I have several questions about this game, like "Why did they make a top-down open world collectathon game for the Tazmanian Devil on a system ill-suited for this genre due to screen crunch?", "Who designed this banger soundtrack?", and "Did no one on the dev team look at the many Aboriginal peoples you kill in the first level and think "hmm, maybe we should change that"?"

I love that this game answers the question "Do the other creatures cook and eat the anthropomorphic food in Cuphead?" with "Yes they do, and it's a horrifying act of murder".

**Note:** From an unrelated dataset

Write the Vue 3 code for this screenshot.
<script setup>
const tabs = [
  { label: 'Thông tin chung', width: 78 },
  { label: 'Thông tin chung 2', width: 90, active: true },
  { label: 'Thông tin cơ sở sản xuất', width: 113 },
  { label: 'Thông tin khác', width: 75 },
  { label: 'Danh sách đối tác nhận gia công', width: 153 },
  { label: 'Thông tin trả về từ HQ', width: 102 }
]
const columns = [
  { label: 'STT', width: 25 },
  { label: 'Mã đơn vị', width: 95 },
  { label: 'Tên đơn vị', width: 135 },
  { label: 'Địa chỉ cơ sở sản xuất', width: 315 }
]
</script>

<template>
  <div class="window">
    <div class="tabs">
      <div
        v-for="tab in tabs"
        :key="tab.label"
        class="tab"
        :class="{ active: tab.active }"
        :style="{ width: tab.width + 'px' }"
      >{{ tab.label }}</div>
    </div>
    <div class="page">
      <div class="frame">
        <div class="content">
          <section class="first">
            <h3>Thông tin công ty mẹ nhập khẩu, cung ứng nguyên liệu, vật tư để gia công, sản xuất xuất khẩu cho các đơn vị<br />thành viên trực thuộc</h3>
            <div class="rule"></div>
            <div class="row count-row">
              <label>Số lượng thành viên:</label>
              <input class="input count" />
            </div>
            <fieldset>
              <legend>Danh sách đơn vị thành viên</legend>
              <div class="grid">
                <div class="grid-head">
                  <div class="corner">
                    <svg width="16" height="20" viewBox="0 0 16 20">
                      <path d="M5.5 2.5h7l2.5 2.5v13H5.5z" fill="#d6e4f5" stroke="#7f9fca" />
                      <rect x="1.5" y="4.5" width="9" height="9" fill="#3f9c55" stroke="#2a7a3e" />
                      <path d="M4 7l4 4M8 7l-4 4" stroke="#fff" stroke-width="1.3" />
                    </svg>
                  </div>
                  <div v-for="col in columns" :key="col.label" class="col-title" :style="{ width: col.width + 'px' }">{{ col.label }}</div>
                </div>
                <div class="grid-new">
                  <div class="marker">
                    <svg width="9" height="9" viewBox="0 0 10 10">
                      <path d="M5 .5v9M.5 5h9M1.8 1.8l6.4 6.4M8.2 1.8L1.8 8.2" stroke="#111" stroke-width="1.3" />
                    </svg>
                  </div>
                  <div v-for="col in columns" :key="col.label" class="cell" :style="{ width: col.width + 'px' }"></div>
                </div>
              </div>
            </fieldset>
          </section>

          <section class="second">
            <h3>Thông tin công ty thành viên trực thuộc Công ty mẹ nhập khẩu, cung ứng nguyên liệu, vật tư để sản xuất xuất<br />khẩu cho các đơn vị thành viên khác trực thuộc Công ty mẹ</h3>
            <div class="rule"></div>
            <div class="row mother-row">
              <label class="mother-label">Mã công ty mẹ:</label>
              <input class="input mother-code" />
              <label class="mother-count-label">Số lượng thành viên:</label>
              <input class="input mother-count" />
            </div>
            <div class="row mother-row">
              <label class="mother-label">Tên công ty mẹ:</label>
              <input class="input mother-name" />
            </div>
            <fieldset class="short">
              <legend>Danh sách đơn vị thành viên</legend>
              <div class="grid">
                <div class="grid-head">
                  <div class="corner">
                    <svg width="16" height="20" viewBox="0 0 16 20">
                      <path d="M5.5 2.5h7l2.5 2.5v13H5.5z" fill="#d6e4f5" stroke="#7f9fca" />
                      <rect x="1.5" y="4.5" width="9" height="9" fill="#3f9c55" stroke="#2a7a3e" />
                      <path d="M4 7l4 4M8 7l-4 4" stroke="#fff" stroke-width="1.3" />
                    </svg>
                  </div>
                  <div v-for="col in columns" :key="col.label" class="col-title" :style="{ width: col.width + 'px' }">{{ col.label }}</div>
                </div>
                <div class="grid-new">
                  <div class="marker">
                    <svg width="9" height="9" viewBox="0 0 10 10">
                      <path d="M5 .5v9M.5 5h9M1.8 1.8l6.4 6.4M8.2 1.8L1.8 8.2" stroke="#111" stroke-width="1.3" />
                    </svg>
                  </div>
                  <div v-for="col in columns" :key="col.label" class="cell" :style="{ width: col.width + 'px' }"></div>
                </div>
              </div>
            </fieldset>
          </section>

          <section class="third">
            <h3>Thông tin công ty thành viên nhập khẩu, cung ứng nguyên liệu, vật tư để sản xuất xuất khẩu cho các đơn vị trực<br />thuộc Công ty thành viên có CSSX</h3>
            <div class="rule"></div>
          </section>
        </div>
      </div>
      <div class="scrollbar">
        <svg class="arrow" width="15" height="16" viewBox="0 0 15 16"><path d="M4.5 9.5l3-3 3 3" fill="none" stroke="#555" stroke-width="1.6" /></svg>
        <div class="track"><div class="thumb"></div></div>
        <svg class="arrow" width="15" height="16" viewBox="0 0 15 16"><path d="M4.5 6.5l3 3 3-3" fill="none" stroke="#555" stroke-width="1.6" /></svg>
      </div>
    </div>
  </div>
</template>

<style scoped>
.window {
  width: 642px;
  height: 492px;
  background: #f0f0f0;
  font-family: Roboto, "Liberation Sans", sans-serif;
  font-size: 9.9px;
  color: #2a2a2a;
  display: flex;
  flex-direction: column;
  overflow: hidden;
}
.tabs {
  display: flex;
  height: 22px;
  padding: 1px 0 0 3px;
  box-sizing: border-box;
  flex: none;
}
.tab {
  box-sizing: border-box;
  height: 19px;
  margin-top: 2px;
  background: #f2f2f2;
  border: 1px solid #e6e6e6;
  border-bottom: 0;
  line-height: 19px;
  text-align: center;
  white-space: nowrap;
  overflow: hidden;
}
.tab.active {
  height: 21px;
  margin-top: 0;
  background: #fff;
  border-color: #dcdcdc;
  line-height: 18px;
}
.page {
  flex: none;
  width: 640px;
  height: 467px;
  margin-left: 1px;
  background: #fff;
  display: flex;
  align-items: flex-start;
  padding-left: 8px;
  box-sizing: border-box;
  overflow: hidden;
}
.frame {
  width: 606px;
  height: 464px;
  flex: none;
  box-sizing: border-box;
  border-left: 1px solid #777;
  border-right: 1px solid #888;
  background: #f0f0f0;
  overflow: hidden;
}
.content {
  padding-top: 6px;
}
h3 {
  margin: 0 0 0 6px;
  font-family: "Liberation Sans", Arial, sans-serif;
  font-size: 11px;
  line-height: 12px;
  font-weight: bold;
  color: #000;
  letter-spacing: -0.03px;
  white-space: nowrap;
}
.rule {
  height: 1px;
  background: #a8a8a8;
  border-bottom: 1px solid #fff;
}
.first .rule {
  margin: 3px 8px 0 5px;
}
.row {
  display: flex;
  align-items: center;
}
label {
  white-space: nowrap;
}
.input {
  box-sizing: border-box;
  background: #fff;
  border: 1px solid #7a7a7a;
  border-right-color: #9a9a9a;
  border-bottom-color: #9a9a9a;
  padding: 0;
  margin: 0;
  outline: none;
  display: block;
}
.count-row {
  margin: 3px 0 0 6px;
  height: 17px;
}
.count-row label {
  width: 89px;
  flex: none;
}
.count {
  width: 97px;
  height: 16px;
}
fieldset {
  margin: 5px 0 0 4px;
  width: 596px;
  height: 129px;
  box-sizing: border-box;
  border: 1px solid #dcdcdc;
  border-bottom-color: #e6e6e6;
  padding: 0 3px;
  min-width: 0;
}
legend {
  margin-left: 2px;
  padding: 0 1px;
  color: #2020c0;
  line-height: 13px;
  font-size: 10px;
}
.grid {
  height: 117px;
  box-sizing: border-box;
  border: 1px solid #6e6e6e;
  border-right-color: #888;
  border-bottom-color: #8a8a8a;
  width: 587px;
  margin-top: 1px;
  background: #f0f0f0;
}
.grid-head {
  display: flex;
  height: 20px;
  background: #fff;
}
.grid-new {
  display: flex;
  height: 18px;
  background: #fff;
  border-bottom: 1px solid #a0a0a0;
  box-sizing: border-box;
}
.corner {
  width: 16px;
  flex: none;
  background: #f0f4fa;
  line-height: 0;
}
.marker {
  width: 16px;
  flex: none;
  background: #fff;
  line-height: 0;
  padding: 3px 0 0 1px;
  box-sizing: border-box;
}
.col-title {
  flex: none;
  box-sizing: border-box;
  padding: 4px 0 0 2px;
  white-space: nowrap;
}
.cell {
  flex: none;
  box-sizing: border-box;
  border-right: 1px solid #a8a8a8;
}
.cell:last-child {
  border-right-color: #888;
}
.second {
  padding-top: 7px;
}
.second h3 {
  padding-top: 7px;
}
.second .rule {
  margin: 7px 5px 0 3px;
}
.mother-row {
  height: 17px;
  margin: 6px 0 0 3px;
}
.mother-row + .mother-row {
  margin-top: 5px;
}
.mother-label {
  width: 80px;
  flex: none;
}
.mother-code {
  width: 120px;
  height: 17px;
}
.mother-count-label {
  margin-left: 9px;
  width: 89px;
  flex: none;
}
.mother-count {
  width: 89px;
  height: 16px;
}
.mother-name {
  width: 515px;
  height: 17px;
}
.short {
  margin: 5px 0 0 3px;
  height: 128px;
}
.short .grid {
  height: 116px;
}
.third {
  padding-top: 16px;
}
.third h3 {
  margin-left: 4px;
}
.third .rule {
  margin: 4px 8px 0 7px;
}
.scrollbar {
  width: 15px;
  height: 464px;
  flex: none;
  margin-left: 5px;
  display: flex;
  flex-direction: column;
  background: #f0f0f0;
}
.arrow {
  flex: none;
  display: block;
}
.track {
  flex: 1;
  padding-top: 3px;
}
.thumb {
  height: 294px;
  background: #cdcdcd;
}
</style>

I love early oddball Mario games where these characters are not firmly established entities yet so Nintendo's just doing whatever. Nothing in this puzzle game became concrete Wario lore at all and I kinda dig it? His main enemy is Toad. He conquered a forest using black magic. He has a necromancer, a mermaid, and a dragon as evil minions. At one point he says "I have exceptional strength, power, wit, and charisma!" after using a bike pump to inflate himself. Birdo is there.

I feel like me and my fellow 90's gamers all owe The Lion King an apology because we all let this game completely squeak under the radar when it feels way more actively spiteful towards its target audience than The Lion King ever did. This game's first level with its spike traps, time limits, and relentless enemy placement definitely made small children cry. At one point they place a spider directly above some collectibles purely to fuck with you.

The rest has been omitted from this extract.